Your Impact
As a Senior Site Reliability Engineer, you will play a leading role in enhancing the efficiency, scalability, and reliability of the XDR Incident Generation team. Your work will focus on implementing advanced automation, fostering a culture of operational excellence, and driving the adoption of Infrastructure as Code (IaC) and CI/CD best practices. Additionally, you'll mentor team members, design robust platforms and services, and ensure their seamless lifecycle management.
Key Responsibilities
- Manage the full lifecycle of platforms and services, from design and implementation to maintenance.

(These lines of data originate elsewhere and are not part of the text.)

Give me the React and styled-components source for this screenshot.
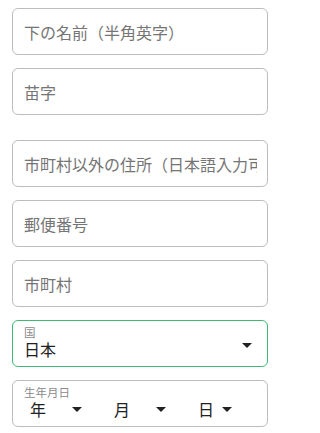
import React from 'react';
import styled, { createGlobalStyle } from 'styled-components';

const GlobalStyle = createGlobalStyle`
  html, body {
    margin: 0;
    padding: 0;
    background: #ffffff;
  }
  body {
    font-family: "Noto Sans CJK JP", "Noto Sans", sans-serif;
  }
  * {
    box-sizing: border-box;
  }
`;

const Form = styled.form`
  width: 280px;
  padding: 8px 12px;
  display: flex;
  flex-direction: column;
  gap: 13px;
`;

const Spacer = styled.div`
  height: ${props => props.size || 12}px;
  margin-top: -13px;
`;

const TextInput = styled.input`
  width: 100%;
  height: 47px;
  padding: 0 10px 0 11px;
  border: 1px solid #bdbdbd;
  border-radius: 6px;
  font-family: inherit;
  font-size: 16px;
  color: #212121;
  background: #fff;
  outline: none;

  &::placeholder {
    color: #757575;
  }
`;

const SelectBox = styled.div`
  width: 100%;
  height: 47px;
  padding: 4px 15px 0 11px;
  border: 1px solid ${props => props.focused ? '#3dba76' : '#bdbdbd'};
  border-radius: 6px;
  display: flex;
  flex-direction: row;
  align-items: center;
`;

const SelectBody = styled.div`
  flex: 1;
  display: flex;
  flex-direction: column;
  align-self: stretch;
`;

const FieldLabel = styled.span`
  font-size: 11.5px;
  line-height: 14px;
  color: #8a8a8a;
`;

const Value = styled.span`
  font-size: 16px;
  line-height: 20px;
  color: #212121;
`;

const Arrow = styled.span`
  width: 0;
  height: 0;
  border-left: 5px solid transparent;
  border-right: 5px solid transparent;
  border-top: 5px solid #212121;
`;

const DateRow = styled.div`
  display: flex;
  flex-direction: row;
  gap: 22px;
`;

const DatePart = styled.div`
  width: ${props => props.width}px;
  padding: 0 4px 0 6px;
  display: flex;
  flex-direction: row;
  align-items: center;
  justify-content: space-between;
  font-size: 16px;
  line-height: 20px;
  color: #212121;
`;

const Country = () => (
  <SelectBox focused>
    <SelectBody>
      <FieldLabel>国</FieldLabel>
      <Value>日本</Value>
    </SelectBody>
    <Arrow />
  </SelectBox>
);

const Birthday = () => (
  <SelectBox>
    <SelectBody>
      <FieldLabel>生年月日</FieldLabel>
      <DateRow>
        <DatePart width={62}>年<Arrow /></DatePart>
        <DatePart width={62}>月<Arrow /></DatePart>
        <DatePart width={44}>日<Arrow /></DatePart>
      </DateRow>
    </SelectBody>
  </SelectBox>
);

const App = () => (
  <>
    <GlobalStyle />
    <Form onSubmit={e => e.preventDefault()}>
      <TextInput placeholder="下の名前（半角英字）" />
      <TextInput placeholder="苗字" />
      <Spacer size={12} />
      <TextInput placeholder="市町村以外の住所（日本語入力可）" />
      <TextInput placeholder="郵便番号" />
      <TextInput placeholder="市町村" />
      <Country />
      <Birthday />
    </Form>
  </>
);

export default App;
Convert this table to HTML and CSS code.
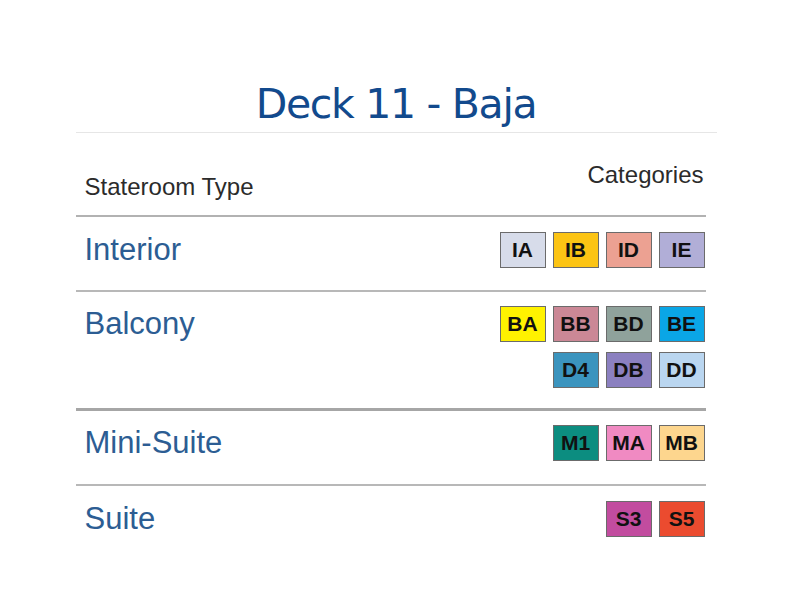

- Promote and enforce Infrastructure-as-Code (IaC) practices to enable scalable, version-controlled, and auditable infrastructure.
- Lead the automation of build, deploy, and release processes to boost team productivity and innovation.
- Design, develop, and maintain modern CI/CD pipelines aligned with industry best practices.
- Ability to participate in on-call rotation
Minimum Qualifications
- Extensive experience with AWS services (including VPC, S3, Lambda, SQS, Network Firewall, EKS, IAM, DynamoDB or CloudWatch) along with expertise in AWS security and cost optimization.
- Proficiency in Infrastructure-as-Code tools such as Terraform, and/or scripting/programming languages including Python and/or Bash.
- Experience in building and maintaining CI/CD pipelines using tools like GitHub Actions or ArgoCD or TeamCity, combined with robust knowledge of incident management, postmortem analysis, and/or tracking SLOs/SLAs.
Preferred Qualifications
- Bachelors + 7 years of related experience, or Masters + 4 years of related experience.
- Collaborate across teams, effectively communicating technical concepts with clarity and precision.
- Mentor junior engineers, foster skill development, and champion SRE best practices within the team.
- Expertise in designing AI-driven workflows for incident response, forecasting potential issues (e.g., resource exhaustion, outages), and enabling auto-scaling or remediation.
- Proficient in integrating AI/ML tools for anomaly detection, threat response, and serverless architecture optimization on AWS.